▸ **The problem**: Once the pictures are set aside, transcribe the remaining data exactly.

▸ **Raw data**:
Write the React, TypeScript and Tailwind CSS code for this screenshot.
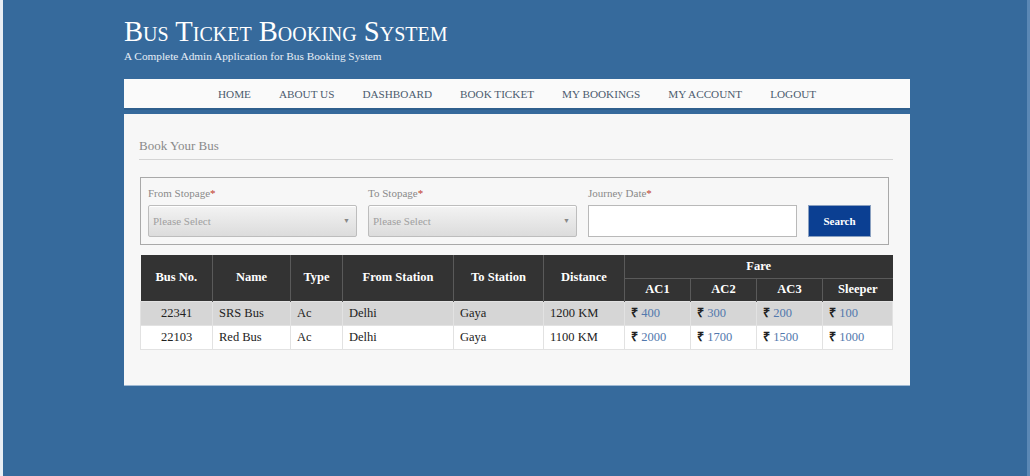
import React from "react";

const serif = { fontFamily: '"Liberation Serif", "Times New Roman", serif' };

const rows = [
  { no: "22341", name: "SRS Bus", type: "Ac", from: "Delhi", to: "Gaya", dist: "1200 KM", f: ["400", "300", "200", "100"], bg: "bg-[#d6d6d6]" },
  { no: "22103", name: "Red Bus", type: "Ac", from: "Delhi", to: "Gaya", dist: "1100 KM", f: ["2000", "1700", "1500", "1000"], bg: "bg-white" },
];

function Select({ w }: { w: string }) {
  return (
    <div className={`${w} h-[32px] border border-[#bdbdbd] rounded-[2px] bg-gradient-to-b from-[#f3f3f3] to-[#dcdcdc] flex items-center justify-between px-[4px] shadow-[inset_0_1px_0_#fff]`}>
      <span className="text-[11px] text-[#a0a0a0]">Please Select</span>
      <span className="text-[7px] text-[#888] pr-[2px]">▼</span>
    </div>
  );
}

export default function App() {
  return (
    <div style={serif} className="w-[1030px] h-[476px] bg-[#366a9c] border-l-[3px] border-l-[#e9eef4] border-r-[3px] border-r-[#5b88b5] overflow-hidden">
      <div className="pl-[121px] w-[907px]">
        <div className="pt-[15px] h-[79px]">
          <div className="text-[28.6px] leading-[34px] text-white [font-variant:small-caps]">Bus Ticket Booking System</div>
          <div className="text-[11.3px] leading-[12px] text-[#e6eef7] mt-[1px]">A Complete Admin Application for Bus Booking System</div>
        </div>
        <nav className="h-[31px] bg-[#fafafa] border-b-[2px] border-b-[#2f5f8d] flex items-center pl-[94px] gap-[28px] text-[11.2px] text-[#4b5b6e] pt-[1px]">
          <span>HOME</span>
          <span>ABOUT US</span>
          <span>DASHBOARD</span>
          <span>BOOK TICKET</span>
          <span>MY BOOKINGS</span>
          <span>MY ACCOUNT</span>
          <span>LOGOUT</span>
        </nav>
        <div className="mt-[4px] h-[271px] bg-[#f7f7f7] pl-[15px] pr-[17px] pt-[24px] shadow-[0_1px_0_#9fb9d3]">
          <div className="text-[13px] leading-[16px] text-[#8a8a8a] pb-[5px] border-b border-b-[#d4d4d4]">Book Your Bus</div>
          <div className="mt-[17px] ml-[1px] w-[749px] h-[68px] border border-[#a9a9a9] px-[7px] pt-[8px]">
            <div className="flex gap-[11px]">
              <div className="flex flex-col">
                <div className="text-[11px] leading-[14px] text-[#8a8a8a] mb-[5px]">From Stopage<span className="text-[#c0392b]">*</span></div>
                <Select w="w-[209px]" />
              </div>
              <div className="flex flex-col">
                <div className="text-[11px] leading-[14px] text-[#8a8a8a] mb-[5px]">To Stopage<span className="text-[#c0392b]">*</span></div>
                <Select w="w-[209px]" />
              </div>
              <div className="flex flex-col">
                <div className="text-[11px] leading-[14px] text-[#8a8a8a] mb-[5px]">Journey Date<span className="text-[#c0392b]">*</span></div>
                <div className="w-[209px] h-[32px] bg-white border border-[#b9b9b9]" />
              </div>
              <div className="flex flex-col justify-end">
                <div className="w-[63px] h-[32px] bg-[#0b3f92] border border-[#8aa0c0] text-white font-bold text-[11px] flex items-center justify-center">Search</div>
              </div>
            </div>
          </div>
          <table className="mt-[10px] ml-[1px] w-[753px] border-collapse text-[12.5px]">
            <thead className="bg-[#333333] text-white font-bold">
              <tr className="h-[23px]">
                <th rowSpan={2} className="w-[72px] border-r border-r-[#5a5a5a] font-bold">Bus No.</th>
                <th rowSpan={2} className="w-[78px] border-r border-r-[#5a5a5a] font-bold">Name</th>
                <th rowSpan={2} className="w-[52px] border-r border-r-[#5a5a5a] font-bold">Type</th>
                <th rowSpan={2} className="w-[111px] border-r border-r-[#5a5a5a] font-bold">From Station</th>
                <th rowSpan={2} className="w-[90px] border-r border-r-[#5a5a5a] font-bold">To Station</th>
                <th rowSpan={2} className="w-[81px] border-r border-r-[#5a5a5a] font-bold">Distance</th>
                <th colSpan={4} className="font-bold border-b border-b-[#5a5a5a]">Fare</th>
              </tr>
              <tr className="h-[23px]">
                <th className="w-[66px] border-r border-r-[#5a5a5a] font-bold">AC1</th>
                <th className="w-[66px] border-r border-r-[#5a5a5a] font-bold">AC2</th>
                <th className="w-[66px] border-r border-r-[#5a5a5a] font-bold">AC3</th>
                <th className="font-bold">Sleeper</th>
              </tr>
            </thead>
            <tbody className="text-[#222]">
              {rows.map((r) => (
                <tr key={r.no} className={`h-[24px] ${r.bg}`}>
                  <td className="text-center border border-[#e2e2e2]">{r.no}</td>
                  <td className="pl-[6px] border border-[#e2e2e2]">{r.name}</td>
                  <td className="pl-[6px] border border-[#e2e2e2]">{r.type}</td>
                  <td className="pl-[6px] border border-[#e2e2e2]">{r.from}</td>
                  <td className="pl-[6px] border border-[#e2e2e2]">{r.to}</td>
                  <td className="pl-[6px] border border-[#e2e2e2]">{r.dist}</td>
                  {r.f.map((v, i) => (
                    <td key={i} className="pl-[6px] border border-[#e2e2e2]">
                      <span className="text-[#222] font-bold">₹</span> <span className="text-[#5278ad]">{v}</span>
                    </td>
                  ))}
                </tr>
              ))}
            </tbody>
          </table>
        </div>
      </div>
    </div>
  );
}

▸ **Right answer**:
Write the React, TypeScript and Tailwind CSS code for this screenshot.
import React from "react";

const serif = { fontFamily: '"Liberation Serif", "Times New Roman", serif' };

const rows = [
  { no: "22341", name: "SRS Bus", type: "Ac", from: "Delhi", to: "Gaya", dist: "1200 KM", f: ["400", "300", "200", "100"], bg: "bg-[#d6d6d6]" },
  { no: "22103", name: "Red Bus", type: "Ac", from: "Delhi", to: "Gaya", dist: "1100 KM", f: ["2000", "1700", "1500", "1000"], bg: "bg-white" },
];

function Select({ w }: { w: string }) {
  return (
    <div className={`${w} h-[32px] border border-[#bdbdbd] rounded-[2px] bg-gradient-to-b from-[#f3f3f3] to-[#dcdcdc] flex items-center justify-between px-[4px] shadow-[inset_0_1px_0_#fff]`}>
      <span className="text-[11px] text-[#a0a0a0]">Please Select</span>
      <span className="text-[7px] text-[#888] pr-[2px]">▼</span>
    </div>
  );
}

export default function App() {
  return (
    <div style={serif} className="w-[1030px] h-[476px] bg-[#366a9c] border-l-[3px] border-l-[#e9eef4] border-r-[3px] border-r-[#5b88b5] overflow-hidden">
      <div className="pl-[121px] w-[907px]">
        <div className="pt-[15px] h-[79px]">
          <div className="text-[28.6px] leading-[34px] text-white [font-variant:small-caps]">Bus Ticket Booking System</div>
          <div className="text-[11.3px] leading-[12px] text-[#e6eef7] mt-[1px]">A Complete Admin Application for Bus Booking System</div>
        </div>
        <nav className="h-[31px] bg-[#fafafa] border-b-[2px] border-b-[#2f5f8d] flex items-center pl-[94px] gap-[28px] text-[11.2px] text-[#4b5b6e] pt-[1px]">
          <span>HOME</span>
          <span>ABOUT US</span>
          <span>DASHBOARD</span>
          <span>BOOK TICKET</span>
          <span>MY BOOKINGS</span>
          <span>MY ACCOUNT</span>
          <span>LOGOUT</span>
        </nav>
        <div className="mt-[4px] h-[271px] bg-[#f7f7f7] pl-[15px] pr-[17px] pt-[24px] shadow-[0_1px_0_#9fb9d3]">
          <div className="text-[13px] leading-[16px] text-[#8a8a8a] pb-[5px] border-b border-b-[#d4d4d4]">Book Your Bus</div>
          <div className="mt-[17px] ml-[1px] w-[749px] h-[68px] border border-[#a9a9a9] px-[7px] pt-[8px]">
            <div className="flex gap-[11px]">
              <div className="flex flex-col">
                <div className="text-[11px] leading-[14px] text-[#8a8a8a] mb-[5px]">From Stopage<span className="text-[#c0392b]">*</span></div>
                <Select w="w-[209px]" />
              </div>
              <div className="flex flex-col">
                <div className="text-[11px] leading-[14px] text-[#8a8a8a] mb-[5px]">To Stopage<span className="text-[#c0392b]">*</span></div>
                <Select w="w-[209px]" />
              </div>
              <div className="flex flex-col">
                <div className="text-[11px] leading-[14px] text-[#8a8a8a] mb-[5px]">Journey Date<span className="text-[#c0392b]">*</span></div>
                <div className="w-[209px] h-[32px] bg-white border border-[#b9b9b9]" />
              </div>
              <div className="flex flex-col justify-end">
                <div className="w-[63px] h-[32px] bg-[#0b3f92] border border-[#8aa0c0] text-white font-bold text-[11px] flex items-center justify-center">Search</div>
              </div>
            </div>
          </div>
          <table className="mt-[10px] ml-[1px] w-[753px] border-collapse text-[12.5px]">
            <thead className="bg-[#333333] text-white font-bold">
              <tr className="h-[23px]">
                <th rowSpan={2} className="w-[72px] border-r border-r-[#5a5a5a] font-bold">Bus No.</th>
                <th rowSpan={2} className="w-[78px] border-r border-r-[#5a5a5a] font-bold">Name</th>
                <th rowSpan={2} className="w-[52px] border-r border-r-[#5a5a5a] font-bold">Type</th>
                <th rowSpan={2} className="w-[111px] border-r border-r-[#5a5a5a] font-bold">From Station</th>
                <th rowSpan={2} className="w-[90px] border-r border-r-[#5a5a5a] font-bold">To Station</th>
                <th rowSpan={2} className="w-[81px] border-r border-r-[#5a5a5a] font-bold">Distance</th>
                <th colSpan={4} className="font-bold border-b border-b-[#5a5a5a]">Fare</th>
              </tr>
              <tr className="h-[23px]">
                <th className="w-[66px] border-r border-r-[#5a5a5a] font-bold">AC1</th>
                <th className="w-[66px] border-r border-r-[#5a5a5a] font-bold">AC2</th>
                <th className="w-[66px] border-r border-r-[#5a5a5a] font-bold">AC3</th>
                <th className="font-bold">Sleeper</th>
              </tr>
            </thead>
            <tbody className="text-[#222]">
              {rows.map((r) => (
                <tr key={r.no} className={`h-[24px] ${r.bg}`}>
                  <td className="text-center border border-[#e2e2e2]">{r.no}</td>
                  <td className="pl-[6px] border border-[#e2e2e2]">{r.name}</td>
                  <td className="pl-[6px] border border-[#e2e2e2]">{r.type}</td>
                  <td className="pl-[6px] border border-[#e2e2e2]">{r.from}</td>
                  <td className="pl-[6px] border border-[#e2e2e2]">{r.to}</td>
                  <td className="pl-[6px] border border-[#e2e2e2]">{r.dist}</td>
                  {r.f.map((v, i) => (
                    <td key={i} className="pl-[6px] border border-[#e2e2e2]">
                      <span className="text-[#222] font-bold">₹</span> <span className="text-[#5278ad]">{v}</span>
                    </td>
                  ))}
                </tr>
              ))}
            </tbody>
          </table>
        </div>
      </div>
    </div>
  );
}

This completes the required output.